## Set problem
Keep every line where the word "styles" appears; drop the rest.

## Source excerpt
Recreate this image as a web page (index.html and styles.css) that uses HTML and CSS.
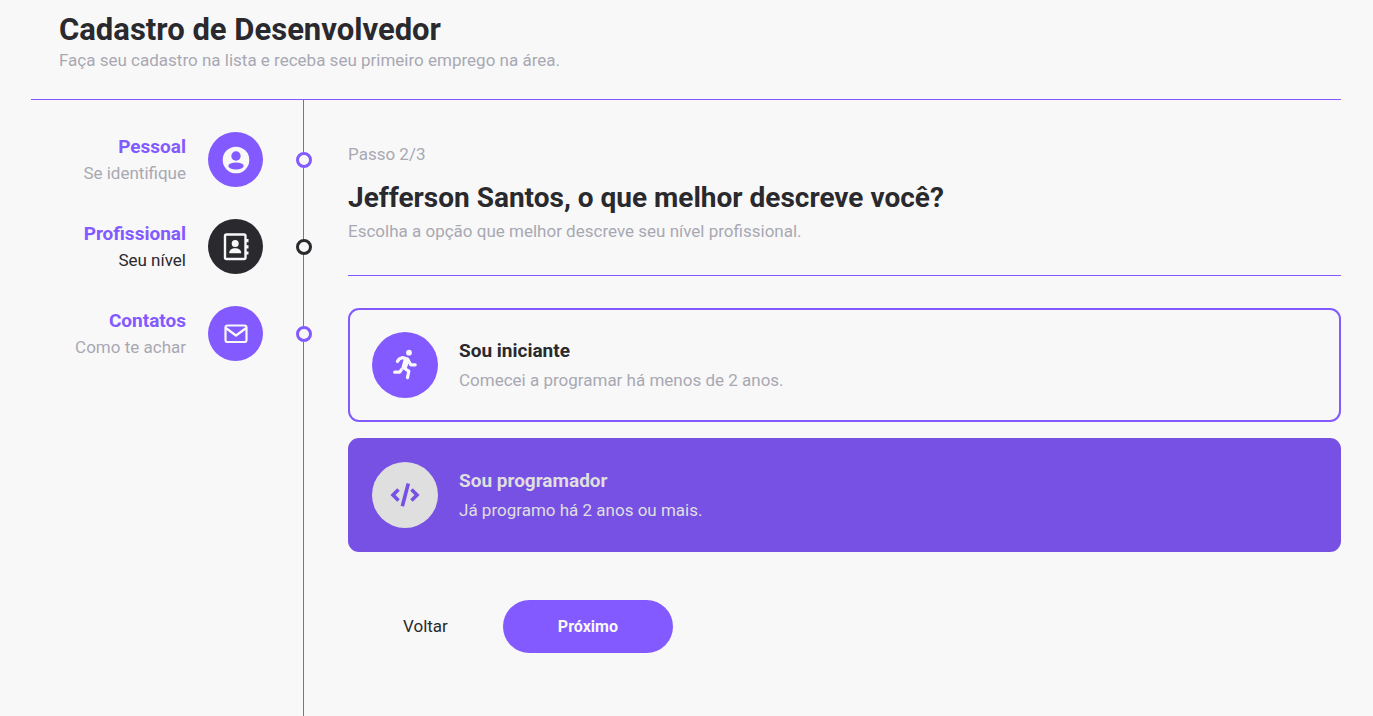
FILE: index.html
```html
<!DOCTYPE html>
<html lang="pt-BR">
<head>
<meta charset="utf-8">
<meta name="viewport" content="width=device-width, initial-scale=1">
<title>Cadastro de Desenvolvedor</title>
<link rel="stylesheet" href="styles.css">
</head>
<body>
<div class="page">
  <header class="header">
    <h1 class="header-title">Cadastro de Desenvolvedor</h1>
    <p class="header-text">Faça seu cadastro na lista e receba seu primeiro emprego na área.</p>
  </header>
  <div class="steps">
    <nav class="sidebar" aria-label="Etapas">
      <a class="step" href="#pessoal">
        <span class="step-info"><strong class="step-title">Pessoal</strong><span class="step-text">Se identifique</span></span>
        <span class="step-icon">
          <svg width="28" height="28" viewBox="0 0 28 28" aria-hidden="true"><circle cx="14" cy="14" r="13.3" fill="#f8f8f8"/><circle cx="14" cy="10" r="4.7" fill="#835aff"/><ellipse cx="14" cy="20" rx="7.7" ry="3.4" fill="#835aff"/></svg>
        </span>
        <span class="step-dot"></span>
      </a>
      <a class="step step-active" href="#profissional" aria-current="step">
        <span class="step-info"><strong class="step-title">Profissional</strong><span class="step-text">Seu nível</span></span>
        <span class="step-icon">
          <svg width="28" height="28" viewBox="0 0 28 28" aria-hidden="true"><rect x="3" y="1.500" width="20.5" height="24.5" rx="1.5" fill="none" stroke="#f8f8f8" stroke-width="2.4"/><path d="M24 6h2.500v3.200H24zM24 12.200h2.500v3.200H24zM24 18.400h2.500v3.200H24z" fill="#f8f8f8"/><circle cx="13.2" cy="10.5" r="3.5" fill="#f8f8f8"/><path d="M7.200 20.300c0-3.500 2.500-5 6-5s6 1.500 6 5z" fill="#f8f8f8"/></svg>
        </span>
        <span class="step-dot"></span>
      </a>
      <a class="step" href="#contatos">
        <span class="step-info"><strong class="step-title">Contatos</strong><span class="step-text">Como te achar</span></span>
        <span class="step-icon">
          <svg width="28" height="28" viewBox="0 0 28 28" fill="none" stroke="#f8f8f8" stroke-width="2.2" stroke-linecap="round" stroke-linejoin="round" aria-hidden="true"><rect x="3.500" y="5.500" width="21" height="16.500" rx="2"/><path d="M4.500 8.500l9.500 7 9.500-7"/></svg>
        </span>
        <span class="step-dot"></span>
      </a>
    </nav>
    <main class="content">
      <p class="content-step">Passo 2/3</p>
      <h2 class="content-title">Jefferson Santos, o que melhor descreve você?</h2>
      <p class="content-text">Escolha a opção que melhor descreve seu nível profissional.</p>
      <hr class="divider">
      <div class="options">
        <button class="option" type="button" aria-pressed="false">
          <span class="option-icon">
            <svg width="32" height="32" viewBox="0 0 32 32" fill="none" stroke="#f8f8f8" stroke-width="3.2" stroke-linecap="round" stroke-linejoin="round" aria-hidden="true"><circle cx="20" cy="3.700" r="2.900" fill="#f8f8f8" stroke="none"/><path d="M8.400 12.500l1.800-2.500 3.500-1.400 4.800 1.400 3.200 5.800h4.500"/><path d="M14 18.500l5.800 3.700-1.300 6.400"/><path d="M5.700 23.200h5l1.600-2.400"/><path d="M15.500 10l-2 7.500 1 1.500 3-1 2.200-7.500z" fill="#f8f8f8" stroke-width="1.500"/></svg>
          </span>
          <span class="option-info"><strong class="option-title">Sou iniciante</strong><span class="option-text">Comecei a programar há menos de 2 anos.</span></span>
        </button>
        <button class="option option-selected" type="button" aria-pressed="true">
          <span class="option-icon">
            <svg width="32" height="32" viewBox="0 0 32 32" fill="none" stroke="#7751e3" stroke-width="3.600" aria-hidden="true"><path d="M9.500 10.500L4 16l5.500 5.500M22.500 10.500L28 16l-5.500 5.500M19.300 4.500l-6 22.800"/></svg>
          </span>
          <span class="option-info"><strong class="option-title">Sou programador</strong><span class="option-text">Já programo há 2 anos ou mais.</span></span>
        </button>
      </div>
      <div class="actions">
        <a class="back" href="#pessoal">Voltar</a>
        <button class="next" type="button">Próximo</button>
      </div>
    </main>
  </div>
</div>
</body>
</html>
```
FILE: styles.css
```css
* {
  box-sizing: border-box;
  margin: 0;
  padding: 0;
}

body {
  background: #f8f8f8;
  color: #29292e;
  font-family: Roboto, "Liberation Sans", sans-serif;
  font-size: 17px;
}

button {
  border: 0;
  font: inherit;
  cursor: pointer;
}

a {
  color: inherit;
  text-decoration: none;
}

.page {
  display: flex;
  flex-direction: column;
  min-height: 100vh;
  padding: 0 32px 0 31px;
}

.header {
  padding: 12px 28px 27px;
  border-bottom: 1px solid #835aff;
}

.header-title {
  font-size: 31px;
  line-height: 36px;
}

.header-text {
  color: #a8a8b3;
  line-height: 24px;
}

.steps {
  display: flex;
  flex: 1;
}

.sidebar {
  display: flex;
  flex: none;
  flex-direction: column;
  gap: 32px;
  width: 273px;
  padding: 32px 40px 0 0;
  border-right: 1px solid #835aff;
}

.step {
  position: relative;
  display: flex;
  align-items: center;
  justify-content: flex-end;
  gap: 22px;
}

.step-info {
  display: flex;
  flex-direction: column;
  line-height: 27px;
  text-align: right;
}

.step-title,
.option-title {
  font-size: 19px;
}

.step-title {
  color: #835aff;
}

.step-text {
  color: #a8a8b3;
}

.step-icon {
  display: grid;
  place-items: center;
  width: 55px;
  height: 55px;
  border-radius: 50%;
  background: #835aff;
}

.step-dot {
  position: absolute;
  top: 50%;
  right: -49px;
  width: 16px;
  height: 16px;
  margin-top: -8px;
  border: 3px solid #835aff;
  border-radius: 50%;
  background: #f8f8f8;
}

.step-active .step-text {
  color: #29292e;
}

.step-active .step-icon {
  background: #29292e;
}

.step-active .step-dot {
  border-color: #29292e;
}

.content {
  flex: 1;
  padding: 43px 0 44px 44px;
}

.content-step,
.content-text {
  color: #a8a8b3;
  line-height: 22px;
}

.content-title {
  margin: 17px 0 6px;
  font-size: 28px;
  line-height: 32px;
}

.divider {
  height: 1px;
  margin: 33px 0 32px;
  border: 0;
  background: #835aff;
}

.options {
  display: flex;
  flex-direction: column;
  gap: 16px;
}

.option {
  display: flex;
  align-items: center;
  gap: 21px;
  padding: 22px;
  border: 2px solid #835aff;
  border-radius: 11px;
  background: transparent;
  color: #29292e;
  text-align: left;
}

.option-icon {
  display: grid;
  flex: none;
  place-items: center;
  width: 66px;
  height: 66px;
  border-radius: 50%;
  background: #835aff;
}

.option-info {
  display: flex;
  flex-direction: column;
  gap: 7px;
  line-height: 22px;
}

.option-text {
  color: #a8a8b3;
}

.option-selected {
  border-color: #7751e3;
  background: #7751e3;
  color: #dfdfdf;
}

.option-selected .option-icon {
  background: #dfdfdf;
}

.option-selected .option-text {
  color: #dfdfdf;
}

.actions {
  display: flex;
  align-items: center;
  margin-top: 48px;
}

.back,
.next {
  padding: 0 55px;
  line-height: 53px;
}

.next {
  border-radius: 27px;
  background: #835aff;
  color: #f8f8f8;
  font-size: 16px;
  font-weight: 700;
}
```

## The output
Recreate this image as a web page (index.html and styles.css) that uses HTML and CSS.
<link rel="stylesheet" href="styles.css">
FILE: styles.css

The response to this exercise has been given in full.